Das integrierte Fernschreib- und Datenübertragungsnetz arbeitet in zwei Ebenen: In der "unteren" Netzebene operieren die Datenvermittlungsstellen des EDS-Systems. In der "oberen" Netzebene verbinden Zeitmultiplexer die Datenvermittlungsstellen. Neu ist das Datenübertragungssystem Pulse Code Modulation mit 30 digitalen Kanälen (PCM 30 D), das die Siemens AG, München, entwickelt hat: Das System PCM 30 D bündelt im Zeitmultiplex bis zu dreißig 64 kbit/s-Signale zu einem 2048 kbit/s-Signal. Ein besonderes Daten-Einfügungsgerät erlaubt das Aus- oder Einblenden von vier beliebig wählbaren 64 kbit-Signalen aus dem 2048 kbit-Bündel, wobei die nicht betroffenen Signale unverändert gesendet werden. Der Empfänger gewinnt aus dem 2048 kbit/s-Primärsignal die Einzelsignale zurück und ordnet sie den richtigen Anschlüssen zu. Die ausgesonderten 64 kbit/s-Signale können dabei untereinander und zum Primärbündel "plesiochron" sein: Das heißt, die Bitrate des ankommenden Signals kann (mit einer Toleranz von ± 10(-4)) geringfügig kleiner oder größer als die Übertragungskapazität des dem Datenkanal zugeordneten Zeitabschnitts sein, denn der Pulsrahmen (256-bit) des Primärsignals (siehe Grafik) besteht aus 32 Zeitabschnitten. Dabei dient der Zeitabschnitt Null abwechselnd der Übertragung von Rahmenkennungs- und Meldewort.
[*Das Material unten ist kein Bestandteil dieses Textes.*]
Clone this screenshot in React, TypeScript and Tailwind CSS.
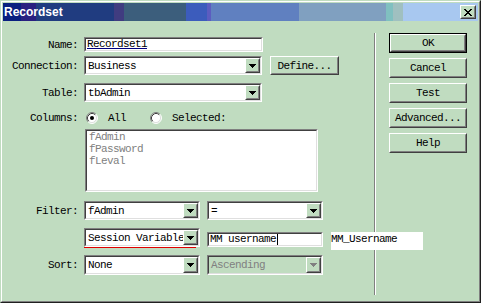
import type { ReactNode } from 'react'

function Sunken({ className = '', inner = 'bg-white', children }: { className?: string; inner?: string; children?: ReactNode }) {
  return (
    <div className={`shrink-0 border border-t-[#808080] border-l-[#808080] border-r-white border-b-white ${className}`}>
      <div className={`h-full w-full border border-t-[#404040] border-l-[#404040] border-r-[#dfdfdf] border-b-[#dfdfdf] ${inner}`}>
        {children}
      </div>
    </div>
  )
}

function Raised({ className = '', children }: { className?: string; children?: ReactNode }) {
  return (
    <div className={`shrink-0 border border-t-white border-l-white border-r-[#404040] border-b-[#404040] bg-[#c0dcc0] ${className}`}>
      <div className="h-full w-full border border-t-[#c0dcc0] border-l-[#c0dcc0] border-r-[#808080] border-b-[#808080] flex items-center justify-center">
        {children}
      </div>
    </div>
  )
}

function Arrow({ disabled = false }: { disabled?: boolean }) {
  return (
    <svg width="7" height="4" viewBox="0 0 7 4" className="block">
      <path d="M0 0h7v1h-1v1h-1v1h-1v1h-1v-1h-1v-1h-1v-1h-1z" fill={disabled ? '#808080' : '#000'} />
    </svg>
  )
}

function Combo({ text, width, height = 'h-[19px]', disabled = false }: { text: string; width: string; height?: string; disabled?: boolean }) {
  return (
    <Sunken className={`${width} ${height}`} inner={disabled ? 'bg-[#c0dcc0]' : 'bg-white'}>
      <div className="flex h-full items-center">
        <span className={`flex-1 min-w-0 overflow-hidden whitespace-nowrap pl-[2px] ${disabled ? 'text-[#808080]' : ''}`}>{text}</span>
        <Raised className="w-[15px] h-full">
          <Arrow disabled={disabled} />
        </Raised>
      </div>
    </Sunken>
  )
}

function Radio({ checked }: { checked: boolean }) {
  return (
    <svg width="12" height="12" viewBox="0 0 12 12" className="block shrink-0">
      <circle cx="6" cy="6" r="5" fill="#fff" />
      <path d="M2.11 9.89A5.5 5.5 0 0 1 9.89 2.11" stroke="#808080" fill="none" />
      <path d="M9.89 2.11A5.5 5.5 0 0 1 2.11 9.89" stroke="#fff" fill="none" />
      <path d="M2.82 9.18A4.5 4.5 0 0 1 9.18 2.82" stroke="#404040" fill="none" />
      <path d="M9.18 2.82A4.5 4.5 0 0 1 2.82 9.18" stroke="#dfdfdf" fill="none" />
      {checked && <circle cx="6" cy="6" r="2" fill="#000" />}
    </svg>
  )
}

function Label({ children }: { children: ReactNode }) {
  return <span className="w-[75px] shrink-0 text-right mr-[6px] whitespace-nowrap">{children}</span>
}

const buttons = ['OK', 'Cancel', 'Test', 'Advanced...', 'Help']

export default function App() {
  return (
    <div className="w-[481px] h-[303px] bg-[#c0dcc0] border border-t-[#c0dcc0] border-l-[#c0dcc0] border-r-[#202020] border-b-[#202020] font-['Liberation_Mono',monospace] text-[11px] leading-[12px] tracking-[-0.6px] text-black">
      <div className="h-full w-full border border-t-white border-l-white border-r-[#808080] border-b-[#808080] p-px flex flex-col">
        {/* title bar */}
        <div className="h-[18px] shrink-0 flex items-start bg-[linear-gradient(to_right,#0a2080_0_18px,#2a2080_18px_33px,#203c80_33px_111px,#403c80_111px_121px,#3c5e7c_121px_183px,#3c5cbc_183px_204px,#5c5cc0_204px_208px,#6080c0_208px_296px,#80a0c0_296px_383px,#80c0c0_383px_390px,#a0c0c0_390px_400px,#a8c8f0_400px)]">
          <span className="pl-[1px] pt-[2px] font-['Liberation_Sans',sans-serif] font-bold text-[12px] leading-[14px] tracking-normal text-white">Recordset</span>
          <div className="flex-1" />
          <Raised className="w-[16px] h-[14px] mt-[2px] mr-[2px]">
            <svg width="8" height="7" viewBox="0 0 8 7" className="block">
              <path d="M0 0h2v1h-2zM6 0h2v1h-2zM1 1h2v1h-2zM5 1h2v1h-2zM2 2h4v1h-4zM3 3h2v1h-2zM2 4h4v1h-4zM1 5h2v1h-2zM5 5h2v1h-2zM0 6h2v1h-2zM6 6h2v1h-2z" fill="#000" />
            </svg>
          </Raised>
        </div>

        <div className="flex flex-1">
          {/* form */}
          <div className="w-[371px] shrink-0 flex flex-col">
            <div className="flex items-center mt-[16px] h-[15px]">
              <Label>Name:</Label>
              <Sunken className="w-[179px] h-[15px]">
                <div className="pl-[1px] leading-[11px] underline decoration-[#000080]">Recordset1</div>
              </Sunken>
            </div>

            <div className="flex items-center mt-[4px] h-[19px]">
              <Label>Connection:</Label>
              <Combo text="Business" width="w-[178px]" />
              <Raised className="ml-[8px] w-[69px] h-[19px]">Define...</Raised>
            </div>

            <div className="flex items-center mt-[8px] h-[19px]">
              <Label>Table:</Label>
              <Combo text="tbAdmin" width="w-[178px]" />
            </div>

            <div className="flex items-center mt-[10px] h-[12px]">
              <span className="w-[75px] shrink-0 text-right whitespace-nowrap">Columns:</span>
              <span className="ml-[8px]"><Radio checked /></span>
              <span className="ml-[10px]">All</span>
              <span className="ml-[24px]"><Radio checked={false} /></span>
              <span className="ml-[10px]">Selected:</span>
            </div>

            <Sunken className="ml-[82px] mt-[5px] w-[233px] h-[63px]">
              <div className="pl-[2px] text-[#808080]">
                <div>fAdmin</div>
                <div>fPassword</div>
                <div>fLeval</div>
              </div>
            </Sunken>

            <div className="flex items-center mt-[9px] h-[19px]">
              <Label>Filter:</Label>
              <Combo text="fAdmin" width="w-[116px]" />
              <div className="ml-[7px] shrink-0">
                <Combo text="=" width="w-[116px]" />
              </div>
            </div>

            <div className="flex items-start mt-[8px] h-[19px] pl-[81px]">
              <div className="relative shrink-0">
                <Combo text="Session Variable" width="w-[116px]" />
                <div className="absolute left-0 top-full w-[112px] h-px bg-[#e00000]" />
              </div>
              <Sunken className="ml-[7px] mt-[4px] w-[116px] h-[15px]">
                <div className="flex items-center h-full pl-[1px] leading-[11px]">
                  <span className="whitespace-nowrap">MM username</span>
                  <span className="ml-px w-px h-[11px] shrink-0 bg-black" />
                </div>
              </Sunken>
              <div className="relative z-10 shrink-0 ml-[8px] mt-[4px] w-[92px] h-[18px] bg-white pt-[1px] whitespace-nowrap">MM_Username</div>
            </div>

            <div className="flex items-center mt-[8px] h-[20px]">
              <Label>Sort:</Label>
              <Combo text="None" width="w-[116px]" height="h-[20px]" />
              <div className="ml-[7px] shrink-0">
                <Combo text="Ascending" width="w-[116px]" height="h-[20px]" disabled />
              </div>
            </div>
          </div>

          {/* separator */}
          <div className="mt-[12px] h-[262px] w-[2px] shrink-0 border-l border-l-[#808080] border-r border-r-white" />

          {/* buttons */}
          <div className="ml-[13px] pt-[12px] flex flex-col gap-[5px]">
            {buttons.map((b) =>
              b === 'OK' ? (
                <div key={b} className="w-[78px] h-[20px] border border-black">
                  <Raised className="w-full h-full">{b}</Raised>
                </div>
              ) : (
                <Raised key={b} className="w-[78px] h-[20px]">{b}</Raised>
              )
            )}
          </div>
        </div>
      </div>
    </div>
  )
}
Angelpunkt ist der Zeitabschnitt 16

Angelpunkt ist der Abschnitt 16 innerhalb des Plusrahmens - er übernimmt das "Stuffing", so das englische Codewort für "Positiv-/Negativ-Impulsstopfen": Ist bei plesiochronem Betrieb das ankommende Signal kleiner als die Übertragungskapazität wird ein "Positiv-Stopfen" eingefügt, ist es größer, wird über den Hilfskanal des Zeitabschnitts 16 der Negativ-Stopfen gesendet. Der Vorzug des ganzen Systems besteht darin, daß der Plusrahmen des 2048 kbit/s-Signals für die digitale Übertragung mit dem des bereits für Fernsprecher eingeführten Zeitmultiplex-Systems PCM 30 identisch ist.

Sendung ohne Bitverlust

Ohne in den Kabelschächten wühlen zu müssen lassen sich mit der "Zeitmultiplex-Datenfernübertragung mit 2048 kbit/s auf vorhandenen TF-Kabeln" Übertragungskapazitäten ohne Bit-Verlust erreichen. Bis 1978 soll das Netz (das in einer großen Acht über die Bundesrepublik gezogen ist, siehe Grafik) für die digitale Übertragung eingerichtet sein. Dennoch bleibt dahingestellt, ob Gscheidles Mannschaft den Wettlauf um den Kapazitätsausbau gewinnt: Bis 1985, so prognostiziert die "Eurodata-Marktstudie", wird die Zahl der DFÜ-Terminals auf mehr als eine Million angestiegen sein.